The acceleration has been driven by a combination of factors: tightening EU emissions regulations that impose substantial fines on automakers whose fleet averages exceed targets, expanding charging infrastructure that now includes over 600,000 public charging points across the EU, falling battery costs that have brought EV prices to near-parity with combustion vehicles, and generous consumer incentives in major markets including Germany, France, and the Netherlands.
Market Leaders and Laggards
Tesla remains the continent's top-selling EV brand, but its market share has declined significantly as European manufacturers have launched competitive offerings. Volkswagen's ID family, BMW's i-series, and Stellantis's range of electric models have collectively captured over 40 percent of the European EV market. Chinese manufacturers BYD and NIO have also made significant inroads, capturing a combined 12 percent market share that has prompted EU trade officials to launch anti-subsidy investigations.
"This is the tipping point we've been anticipating," said Julia Poliscanova, senior director at Transport & Environment. "Once EVs become the default choice for consumers, the transition accelerates exponentially. We now expect combustion vehicles to be a niche product in Europe by 2030."

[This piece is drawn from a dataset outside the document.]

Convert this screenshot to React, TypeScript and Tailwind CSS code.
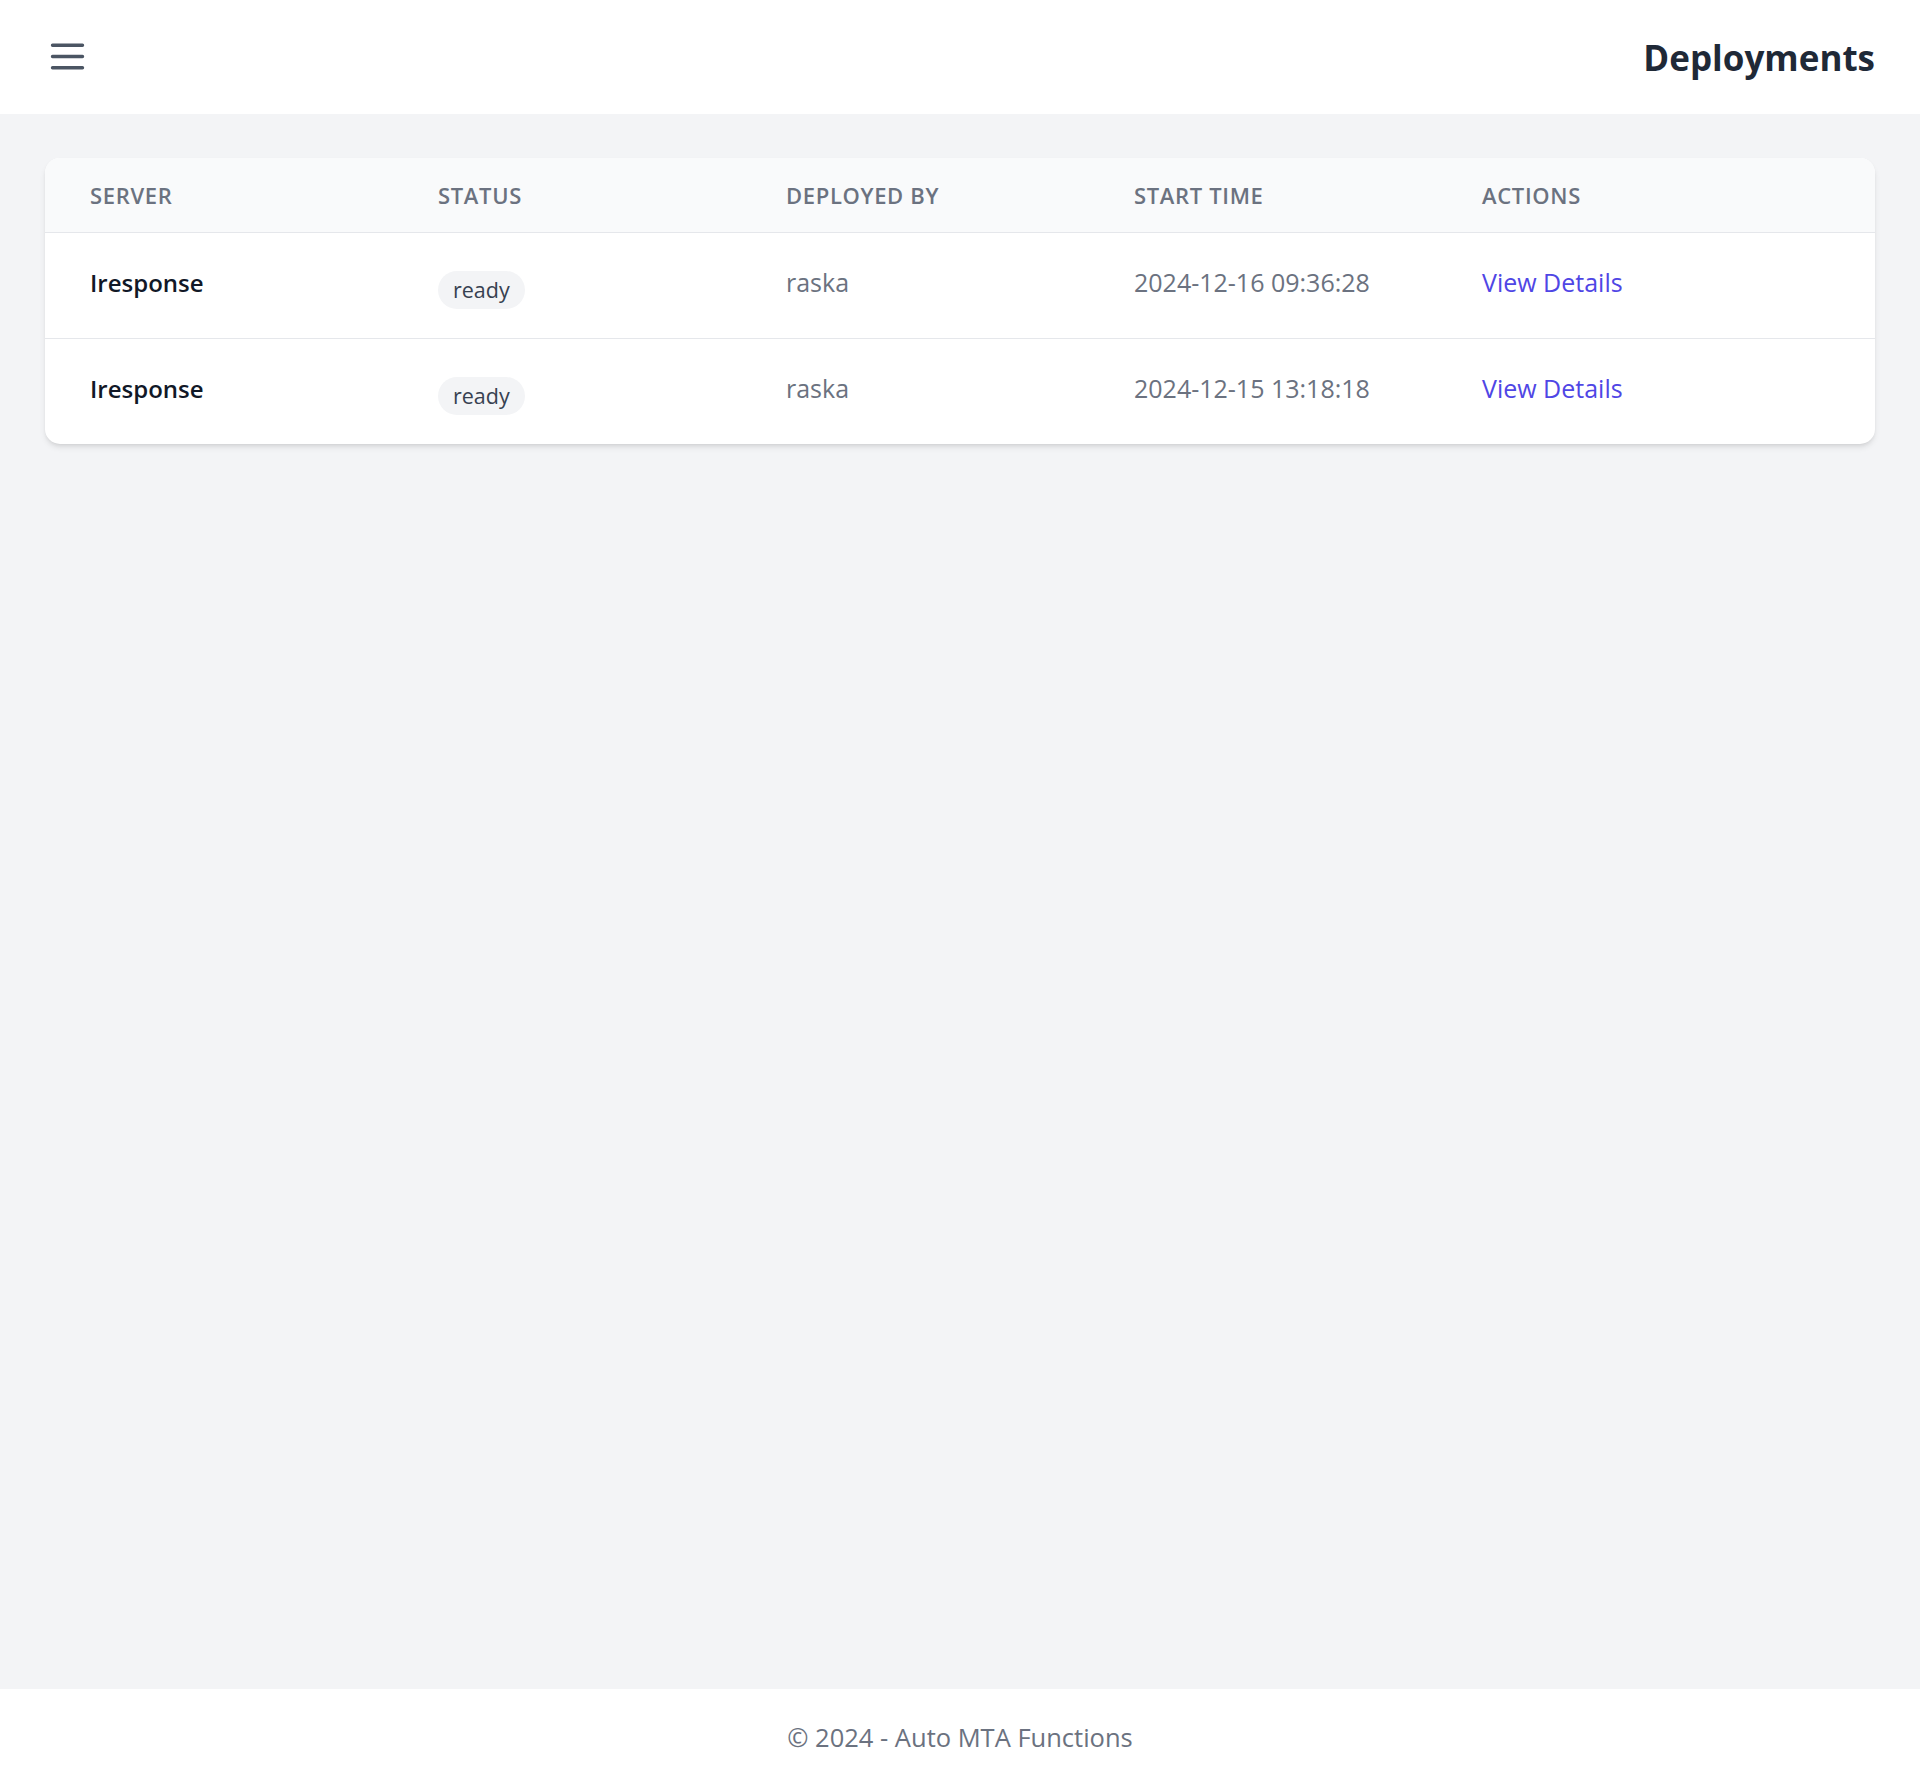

The transition is not without challenges. Electricity grid capacity is being strained in some regions, particularly during peak charging hours. Rural areas still lack adequate charging coverage, and the used EV market remains underdeveloped, limiting options for budget-conscious consumers. Automakers are also grappling with the workforce transition, as EV manufacturing requires 30 percent fewer labor hours than combustion vehicle production, creating employment concerns in traditional auto manufacturing regions.